Вышли на улицу, и Юрий Васильевич повел меня показывать свои владения.

— Вот это дом Пантелейши. Дети уехали, а сама она умерла от водянки. А здесь моя первая любовь жила, Маша Петляева, она сама предложила лишить ее девственности в лесу, позвала гулять, легла в траву, ноги раздвинула. А я не знал, что делать, и хочется, и колется… В общем, помню, все в крови было.

— А как же разговоры, что раньше до брака ни-ни? — удивился я.

— Да ерунда это все, — махнул рукой старик.

Мы подходили к каждому дому, я заглядывал внутрь, а пенсионер комментировал. Почти везде полы были сняты. В некоторых окнах лежала новогодняя вата с игрушками между рамами — примета советского времени. Старик где-то откопал старую деревянную лопату и показал мне. Потом у крыльца у одного из домов нашел искусно вырезанную из дерева звездочку. Красная краска почти вся слезла, остатки выцвели, но звездочка была еще красивой — ее только обновить.

— Вот такие фигурки мы сами, дети, делали, — сказал родственник, — гляжу на нее и почему-то вспоминаю, как мы в детстве решили пир устроить с ребятами. Поймали у Пантелейши курицу, голову ей открутили и жарили в посадках. Потом нас пороли…

Пошли дальше. Под ногами хрустели сучья, которые нападали со старых деревьев.

— Захаровка началась с двух домов братьев Матвеевых. После того, как крестьянам дали вольную в 1861 году, два брата Степан да Дмитрий образовали здесь поселение. Постепенно деревня разрослась до сорока домов. Раньше здесь были две параллельные улицы. А между ними — пруд. А вот и он. Мы здесь купались и рыбу ловили.

Пенсионер показал на низину, в которой были насыпаны листья, трава, росли деревня. Если не знать, что здесь раньше был большой пруд, то и не догадаешься.

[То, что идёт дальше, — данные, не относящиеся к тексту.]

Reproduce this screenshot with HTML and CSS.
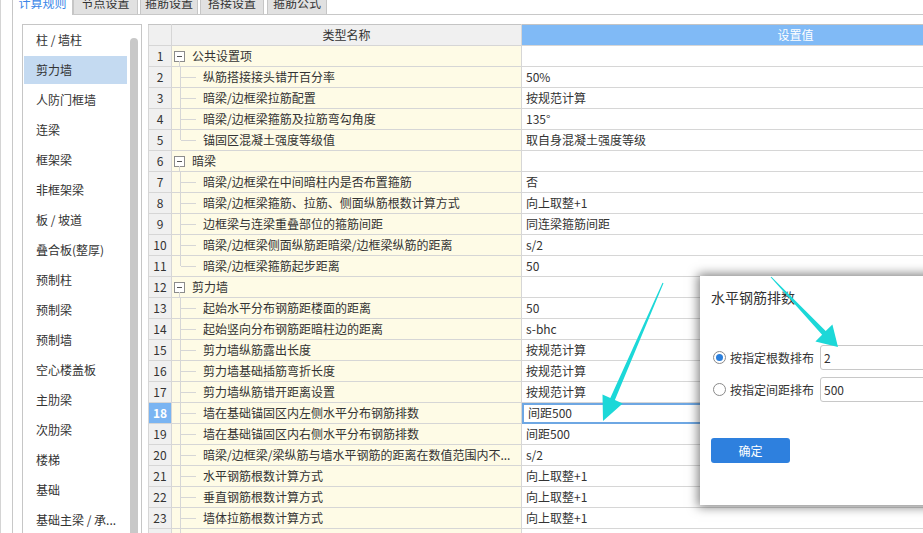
FILE: index.html
```html
<!DOCTYPE html>
<html lang="zh-CN">
<head>
<meta charset="utf-8">
<title>计算规则</title>
<link rel="stylesheet" href="styles.css">
</head>
<body>
<div class="app">
  <div class="tabs">
    <div class="tab active">计算规则</div>
    <div class="tab">节点设置</div>
    <div class="tab">箍筋设置</div>
    <div class="tab">搭接设置</div>
    <div class="tab">箍筋公式</div>
  </div>
  <div class="panel">
    <aside class="side">
      <ul class="side-list">
        <li class="side-item">柱 / 墙柱</li>
        <li class="side-item selected">剪力墙</li>
        <li class="side-item">人防门框墙</li>
        <li class="side-item">连梁</li>
        <li class="side-item">框架梁</li>
        <li class="side-item">非框架梁</li>
        <li class="side-item">板 / 坡道</li>
        <li class="side-item">叠合板(整厚)</li>
        <li class="side-item">预制柱</li>
        <li class="side-item">预制梁</li>
        <li class="side-item">预制墙</li>
        <li class="side-item">空心楼盖板</li>
        <li class="side-item">主肋梁</li>
        <li class="side-item">次肋梁</li>
        <li class="side-item">楼梯</li>
        <li class="side-item">基础</li>
        <li class="side-item">基础主梁 / 承...</li>
      </ul>
      <div class="side-scroll"><div class="thumb"></div></div>
    </aside>
    <div class="grid-wrap">
      <table class="grid">
        <colgroup><col class="c-num"><col class="c-name"><col class="c-val"></colgroup>
        <thead>
          <tr><th class="h-num"></th><th class="h-name">类型名称</th><th class="h-val">设置值</th></tr>
        </thead>
        <tbody>
          <tr><td class="num">1</td><td class="name"><div class="node"><span class="box"></span><span class="label">公共设置项</span></div></td><td class="val"></td></tr>
          <tr><td class="num">2</td><td class="name"><div class="node"><span class="branch"></span><span class="label">纵筋搭接接头错开百分率</span></div></td><td class="val">50%</td></tr>
          <tr><td class="num">3</td><td class="name"><div class="node"><span class="branch"></span><span class="label">暗梁/边框梁拉筋配置</span></div></td><td class="val">按规范计算</td></tr>
          <tr><td class="num">4</td><td class="name"><div class="node"><span class="branch"></span><span class="label">暗梁/边框梁箍筋及拉筋弯勾角度</span></div></td><td class="val">135°</td></tr>
          <tr><td class="num">5</td><td class="name"><div class="node"><span class="branch last"></span><span class="label">锚固区混凝土强度等级值</span></div></td><td class="val">取自身混凝土强度等级</td></tr>
          <tr><td class="num">6</td><td class="name"><div class="node"><span class="box"></span><span class="label">暗梁</span></div></td><td class="val"></td></tr>
          <tr><td class="num">7</td><td class="name"><div class="node"><span class="branch"></span><span class="label">暗梁/边框梁在中间暗柱内是否布置箍筋</span></div></td><td class="val">否</td></tr>
          <tr><td class="num">8</td><td class="name"><div class="node"><span class="branch"></span><span class="label">暗梁/边框梁箍筋、拉筋、侧面纵筋根数计算方式</span></div></td><td class="val">向上取整+1</td></tr>
          <tr><td class="num">9</td><td class="name"><div class="node"><span class="branch"></span><span class="label">边框梁与连梁重叠部位的箍筋间距</span></div></td><td class="val">同连梁箍筋间距</td></tr>
          <tr><td class="num">10</td><td class="name"><div class="node"><span class="branch"></span><span class="label">暗梁/边框梁侧面纵筋距暗梁/边框梁纵筋的距离</span></div></td><td class="val">s/2</td></tr>
          <tr><td class="num">11</td><td class="name"><div class="node"><span class="branch last"></span><span class="label">暗梁/边框梁箍筋起步距离</span></div></td><td class="val">50</td></tr>
          <tr><td class="num">12</td><td class="name"><div class="node"><span class="box"></span><span class="label">剪力墙</span></div></td><td class="val"></td></tr>
          <tr><td class="num">13</td><td class="name"><div class="node"><span class="branch"></span><span class="label">起始水平分布钢筋距楼面的距离</span></div></td><td class="val">50</td></tr>
          <tr><td class="num">14</td><td class="name"><div class="node"><span class="branch"></span><span class="label">起始竖向分布钢筋距暗柱边的距离</span></div></td><td class="val">s-bhc</td></tr>
          <tr><td class="num">15</td><td class="name"><div class="node"><span class="branch"></span><span class="label">剪力墙纵筋露出长度</span></div></td><td class="val">按规范计算</td></tr>
          <tr><td class="num">16</td><td class="name"><div class="node"><span class="branch"></span><span class="label">剪力墙基础插筋弯折长度</span></div></td><td class="val">按规范计算</td></tr>
          <tr><td class="num">17</td><td class="name"><div class="node"><span class="branch"></span><span class="label">剪力墙纵筋错开距离设置</span></div></td><td class="val">按规范计算</td></tr>
          <tr><td class="num current">18</td><td class="name"><div class="node"><span class="branch"></span><span class="label">墙在基础锚固区内左侧水平分布钢筋排数</span></div></td><td class="val editing">间距500</td></tr>
          <tr><td class="num">19</td><td class="name"><div class="node"><span class="branch"></span><span class="label">墙在基础锚固区内右侧水平分布钢筋排数</span></div></td><td class="val">间距500</td></tr>
          <tr><td class="num">20</td><td class="name"><div class="node"><span class="branch"></span><span class="label">暗梁/边框梁/梁纵筋与墙水平钢筋的距离在数值范围内不...</span></div></td><td class="val">s/2</td></tr>
          <tr><td class="num">21</td><td class="name"><div class="node"><span class="branch"></span><span class="label">水平钢筋根数计算方式</span></div></td><td class="val">向上取整+1</td></tr>
          <tr><td class="num">22</td><td class="name"><div class="node"><span class="branch"></span><span class="label">垂直钢筋根数计算方式</span></div></td><td class="val">向上取整+1</td></tr>
          <tr><td class="num">23</td><td class="name"><div class="node"><span class="branch"></span><span class="label">墙体拉筋根数计算方式</span></div></td><td class="val">向上取整+1</td></tr>
          <tr><td class="num"></td><td class="name"><div class="node"><span class="branch"></span><span class="label"></span></div></td><td class="val"></td></tr>
        </tbody>
      </table>
    </div>
  </div>

  <div class="dialog">
    <div class="dlg-title">水平钢筋排数</div>
    <div class="options">
      <div class="option">
        <span class="radio checked"></span>
        <span class="opt-label">按指定根数排布</span>
        <input class="field" type="text" value="2" readonly>
      </div>
      <div class="option">
        <span class="radio"></span>
        <span class="opt-label">按指定间距排布</span>
        <input class="field" type="text" value="500" readonly>
      </div>
    </div>
    <div class="btn">确定</div>
  </div>

  <svg class="arrows" width="923" height="533" viewBox="0 0 923 533">
    <polygon fill="#1cd8d8" points="662.5,282.8 610.3,398 602.5,394.6 603,421 622.7,403.4 614.9,400 663.5,283.2"/>
    <polygon fill="#1cd8d8" points="771.35,276.65 825.7,331.1 832.4,324.4 838,347 815.4,341.4 822.1,334.7 770.65,277.35"/>
  </svg>
</div>
</body>
</html>
```

FILE: styles.css
```css
html, body {
  margin: 0;
  padding: 0;
  height: 100%;
  overflow: hidden;
  background: #fff;
}

body {
  font-family: "Noto Sans CJK SC", "Microsoft YaHei", "Noto Sans", sans-serif;
  font-size: 12px;
  color: #333;
}

.app {
  position: relative;
  width: 923px;
  height: 533px;
  box-sizing: border-box;
  border-left: 1px solid #d4d4d4;
  overflow: hidden;
}

/* ---------- tabs ---------- */
.tabs {
  display: flex;
  align-items: flex-start;
  height: 14px;
  margin-left: 11px;
}

.tab {
  box-sizing: border-box;
  height: 22px;
  margin-top: -8px;
  line-height: 20px;
  text-align: center;
  border: 1px solid #c6c6c6;
  border-bottom: none;
  background: #e1e1e1;
  color: #333;
  white-space: nowrap;
}

.tab:nth-child(1) { width: 61px; }
.tab:nth-child(2) { width: 65px; }
.tab:nth-child(3) { width: 58px; margin-left: 2px; }
.tab:nth-child(4) { width: 64px; margin-left: 2px; }
.tab:nth-child(5) { width: 60px; margin-left: 3px; }

.tab.active {
  position: relative;
  z-index: 1;
  height: 23px;
  background: #fff;
  color: #3a86e8;
}

/* ---------- panel ---------- */
.panel {
  display: flex;
  align-items: flex-start;
  margin-left: 11px;
  height: 520px;
  box-sizing: border-box;
  border-left: 1px solid #c8c8c8;
  border-top: 1px solid #c8c8c8;
  padding: 9px 0 0 9px;
}

.side {
  flex: none;
  display: flex;
  width: 120px;
  height: 520px;
  box-sizing: border-box;
  border: 1px solid #c6c6c6;
  padding: 1px 0 0 1px;
}

.side-list {
  list-style: none;
  margin: 0;
  padding: 0;
  width: 103px;
}

.side-item {
  height: 28px;
  line-height: 28px;
  margin-bottom: 2px;
  padding-left: 12px;
  white-space: nowrap;
  overflow: hidden;
  color: #333;
}

.side-item.selected {
  background: #c4daf1;
}

.side-scroll {
  width: 8px;
  margin-left: 3px;
  padding-top: 12px;
}

.thumb {
  height: 560px;
  border-radius: 4px;
  background: #c8c8c8;
}

/* ---------- grid ---------- */
.grid-wrap {
  flex: none;
  margin-left: 6px;
}

.grid {
  border-collapse: collapse;
  table-layout: fixed;
  width: 921px;
}

.c-num { width: 23px; }
.c-name { width: 350px; }
.c-val { width: 548px; }

.grid th,
.grid td {
  padding: 0;
  border: 1px solid #d6d6d6;
  white-space: nowrap;
  overflow: hidden;
  line-height: 20px;
}

.grid thead tr { height: 20px; }
.grid tbody tr { height: 21px; }

.grid th {
  font-weight: normal;
  border-top-color: #c4c4c4;
}

.h-num, .h-name {
  background: #f0f0f0;
  color: #333;
}

.h-val {
  background: #80baf6;
  color: #fff;
  border-bottom-color: #68a8ee;
}

.num {
  background: #f0f0f0;
  text-align: center;
  color: #333;
}

.num.current {
  background: #7ab4f2;
  color: #fff;
  font-weight: bold;
}

.name {
  background: #fefbe6;
  color: #333;
}

.val {
  padding-left: 4px !important;
  background: #fff;
  color: #333;
}

.val.editing {
  outline: 2px solid #6ea7e3;
  outline-offset: -2px;
  padding-left: 6px !important;
}

.node {
  display: flex;
  align-items: center;
  height: 20px;
  padding-left: 8px;
}

.box {
  position: relative;
  flex: none;
  box-sizing: border-box;
  width: 11px;
  height: 11px;
  margin-left: -6px;
  margin-right: 7px;
  border: 1px solid #8c8c8c;
  background: #fff;
}

.box::before {
  content: "";
  position: absolute;
  left: 2px;
  top: 4px;
  width: 5px;
  border-top: 1px solid #555;
}

.box::after {
  content: "";
  position: absolute;
  left: 4px;
  top: 100%;
  height: 6px;
  border-left: 1px solid #d6d6d6;
}

.branch {
  position: relative;
  flex: none;
  align-self: stretch;
  width: 15px;
  margin-right: 7px;
  border-left: 1px solid #d6d6d6;
}

.branch.last {
  align-self: flex-start;
  height: 10px;
}

.branch::after {
  content: "";
  position: absolute;
  left: 0;
  top: 10px;
  width: 15px;
  border-top: 1px solid #d6d6d6;
}

.label {
  white-space: nowrap;
}

/* ---------- dialog ---------- */
.dialog {
  position: absolute;
  left: 699px;
  top: 276px;
  width: 240px;
  height: 229px;
  box-sizing: border-box;
  padding: 11px 0 0 11px;
  background: #fff;
  box-shadow: 0 0 10px 2px rgba(0, 0, 0, 0.5);
}

.dlg-title {
  font-size: 14px;
  line-height: 20px;
  color: #333;
}

.options {
  display: flex;
  flex-direction: column;
  gap: 7px;
  margin-top: 38px;
}

.option {
  display: flex;
  align-items: center;
  height: 25px;
}

.radio {
  position: relative;
  flex: none;
  box-sizing: border-box;
  width: 13px;
  height: 13px;
  margin-left: 2px;
  border: 1px solid #8a8a8a;
  border-radius: 50%;
  background: #fff;
}

.radio.checked::after {
  content: "";
  position: absolute;
  left: 2px;
  top: 2px;
  width: 7px;
  height: 7px;
  border-radius: 50%;
  background: #2b7fdc;
}

.opt-label {
  flex: none;
  margin-left: 4px;
  width: 90px;
  color: #333;
  white-space: nowrap;
}

.field {
  flex: none;
  box-sizing: border-box;
  width: 130px;
  height: 25px;
  margin: 0;
  padding: 0 0 0 3px;
  border: 1px solid #c8c8c8;
  border-radius: 3px;
  font-family: inherit;
  font-size: 12px;
  color: #333;
  outline: none;
}

.btn {
  width: 79px;
  height: 25px;
  margin-top: 36px;
  border-radius: 3px;
  background: #2e80de;
  color: #fff;
  text-align: center;
  line-height: 25px;
}

/* ---------- annotation arrows ---------- */
.arrows {
  position: absolute;
  left: -1px;
  top: 0;
  pointer-events: none;
}
```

Старик свернул с дороги и пошел прямиком в чащу. Я — за ним, опасаясь клещей. Вскоре вышли на руины домов. Сквозь деревья виднелись остовы разрушенных печей, тут и там под ногами валялись кирпичи и камни с ошметками раствора.

— А вот и дом твоего отца. Отчий дом, от которого мало что осталось, — Юрий Васильевич показал на коробку фундамента из красного кирпича, — а вот тут росла красная смородина, вкусная, тут был колодец с журавлем, трубу выкопали, а яму засыпали.

Было волнительно стоять здесь, на том же месте, где было сделано то фото. Да, время не щадит никого. Вчера ты был, а сегодня тебя нет.

— Так, я говорю, ты здесь уже побывал однажды! Мама твоего отца рано умерла. И папа женился второй раз. Новая жена оказалась ведьмой. Первым делом выпотрошила сундуки прежней хозяйки, продала тряпки и утварь. А мужа спаивала, он вскоре стал совсем плох. Вот тогда твой папа и твоя мама приехали сюда, в этот самый дом. Ты еще в пеленках был, кричал страшно. Переночевали ночь, все поняли, и твоя мама так за тебя испугалась, что потребовала уезжать, боялась, что ведьма погубит. Твой отец решил забрать своего папу с собой. Старик был плох, умирал. И вот папка твой нанял машину, «Газончик», и в одеяле повез отца до Сызрани, где вы тогда жили… Мамка твоя и ты ехали в кабине, а он с отцом — в кузове. А ведьма та осталась и жила еще несколько лет. Потом куда-то пропала.

Так мы ходили по руинам. Здесь жили, любили, растили детей наши предки. Многих уже нет на свете. Умерли. Тяжелое чувство не покидало меня, я хоть и радовался сердцем, что приоткрыл завесу и заглянул в прошлое, ушедшее, родное, но одновременно и печалился. Прошлое связано с настоящим незримой нитью, которая, если приложить усилия, отзывается в твоей душе. И вот сейчас я держу в руках черно-белое фото отца на фоне отчего дома. И чувствую, что я живой. Просто хотел поделиться с вами сокровенным, дорогим сердцу.